There once was a rock...

Rocks are amazing things. 
They are created under pressure 
Or in intense heat
They crumble over ages, and ages, and ages
Destroyed daily by simple things like wind and water 
Picking away at the molecules
One by one
Until mountains of rock
Become the expansive beaches of sand
Undeniably amazing. 

Always, holding a rock is comforting
The solidity, the weight, the sheer confidence
I am a rock, this is what I am. 
From the smallest pebble to the largest mountain boulder
They claim reality
Even while remaining significantly impermanent
Changing daily in that never ending cycle we call life
Undeniably amazing. 

I have a few rock stories. 
But there is one that I wish to tell, here and now
It is about a rock that hit me on the head in the Atlantic Ocean. It's story hasn't finished, but our journey together has hit a critical moment, and this is where I saw God. 
A few days after my beloved previous boyfriend broke up with me, my parents took my sorry self to the Jersey shore. It was a lovely day, sand castles were built, some people got very burnt, we all had sand in our shoes, and I was hit on the head by this rock. I decided to keep the rock, for many reasons, mostly because I felt the desperate need for something solid to hold onto. Fitting nicely between my two hands, this rock fit the bill very well. I decided that as replacement therapy and moral support, I would carry around the rock for a while until I felt... better. 

Almost seven months later, I have still been carrying around the rock daily. While most days I do feel better, there are still days I don't and it's comforting to know I have something solid and real with me that isn't going to leave me. However, coming up on starting a new chapter, actually, a whole new era of my life, my spiritual director suggested I think about putting it down.
I have nowhere to put it, I told him. I'm moving in a few months and my house keeps changing. Thinking, I'm not ready, I don't want to, not yet please...
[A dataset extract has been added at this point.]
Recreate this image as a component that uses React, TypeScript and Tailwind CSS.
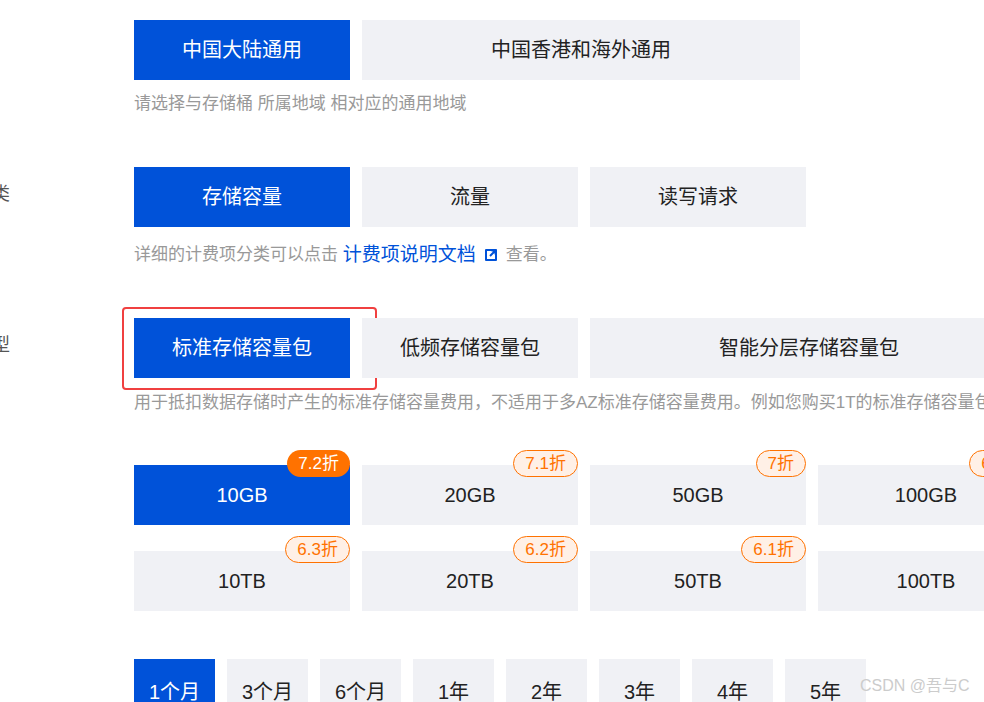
const F = { fontFamily: '"Liberation Sans","Noto Sans CJK SC",sans-serif' };

function Btn({ t, active, w = "w-[216px]", badge, badgeActive }: { t: string; active?: boolean; w?: string; badge?: string; badgeActive?: boolean }) {
  return (
    <div className={`relative shrink-0 ${w} h-[60px] flex items-center justify-center text-[20px] ${active ? "bg-[#0052d9] text-white" : "bg-[#f0f1f5] text-[#222]"}`}>
      {t}
      {badge && (
        <span className={`absolute right-0 top-[-15px] h-[27px] px-[11px] rounded-full flex items-center text-[17px] ${badgeActive ? "bg-[#ff7200] text-white" : "bg-[#fff0e6] text-[#ff7200] border border-[#ff7200]"}`}>{badge}</span>
      )}
    </div>
  );
}

function Row({ label, children }: { label?: string; children: React.ReactNode }) {
  return (
    <div className="flex h-[60px]">
      <div className="w-[134px] shrink-0 relative">
        {label && <span className="absolute left-[-8px] top-[14px] text-[18px] text-[#555]">{label}</span>}
      </div>
      <div className="flex gap-3">{children}</div>
    </div>
  );
}

export default function App() {
  return (
    <div style={F} className="w-[984px] h-[702px] overflow-hidden bg-white relative">
      <div className="pt-5">
        <Row>
          <Btn t="中国大陆通用" active />
          <Btn t="中国香港和海外通用" w="w-[438px]" />
        </Row>
        <div className="pl-[134px] mt-[12px] text-[17px] text-[#999] h-6 leading-6 whitespace-nowrap">请选择与存储桶 所属地域 相对应的通用地域</div>
        <div className="mt-[51px]">
          <Row label="类">
            <Btn t="存储容量" active />
            <Btn t="流量" />
            <Btn t="读写请求" />
          </Row>
        </div>
        <div className="pl-[134px] mt-[16px] text-[17px] text-[#999] h-6 leading-6 flex items-center whitespace-nowrap">
          详细的计费项分类可以点击&nbsp;<span className="text-[#0052d9] text-[19px]">计费项说明文档</span>
          <svg width="14" height="14" viewBox="0 0 14 14" className="mx-[8px]"><rect x="1" y="1" width="12" height="12" rx="1" fill="#0052d9" /><rect x="3" y="3" width="8" height="8" fill="white" /><path d="M6 8 L11 3 M7.5 2.5 H11.5 V6.5" stroke="#0052d9" strokeWidth="2" fill="none" /></svg>
          查看。
        </div>
        <div className="mt-[51px] relative">
          <div className="absolute left-[122px] top-[-11px] w-[255px] h-[83px] border-2 border-[#f04040] rounded-[4px]" />
          <Row label="型">
            <Btn t="标准存储容量包" active />
            <Btn t="低频存储容量包" />
            <Btn t="智能分层存储容量包" w="w-[438px]" />
          </Row>
        </div>
        <div className="pl-[134px] mt-[13px] text-[17px] text-[#999] h-6 leading-6 whitespace-nowrap">用于抵扣数据存储时产生的标准存储容量费用，不适用于多AZ标准存储容量费用。例如您购买1T的标准存储容量包</div>
        <div className="mt-[50px]">
          <Row>
            <Btn t="10GB" active badge="7.2折" badgeActive />
            <Btn t="20GB" badge="7.1折" />
            <Btn t="50GB" badge="7折" />
            <Btn t="100GB" badge="6.9折" />
          </Row>
        </div>
        <div className="mt-[26px]">
          <Row>
            <Btn t="10TB" badge="6.3折" />
            <Btn t="20TB" badge="6.2折" />
            <Btn t="50TB" badge="6.1折" />
            <Btn t="100TB" badge="6折" />
          </Row>
        </div>
        <div className="mt-[48px]">
          <Row>
            {["1个月", "3个月", "6个月", "1年", "2年", "3年", "4年", "5年"].map((t, i) => (
              <div key={t} className={`w-[81px] h-[60px] shrink-0 flex justify-center pt-[18px] text-[20px] ${i === 0 ? "bg-[#0052d9] text-white" : "bg-[#f0f1f5] text-[#222]"}`}>{t}</div>
            ))}
          </Row>
        </div>
      </div>
      <div className="absolute left-[860px] top-[674px] text-[16px] text-[#ccc]">CSDN @吾与C</div>
    </div>
  );
}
I stopped thinking about for a few days, the rock safely tucked in my pocket. 

Today, I received my second ordination gift. From my previous boyfriend's parents. 

A rock bowl. 

Specifically designed for keeping rocks which signify important moments in your life. Specifically coming with painted rocks to help you get started and to be added to. Specifically designed to be a home for the rocks which you put down. 

God, I see it. I see what you did there. 

Perhaps it's time to put the rock down.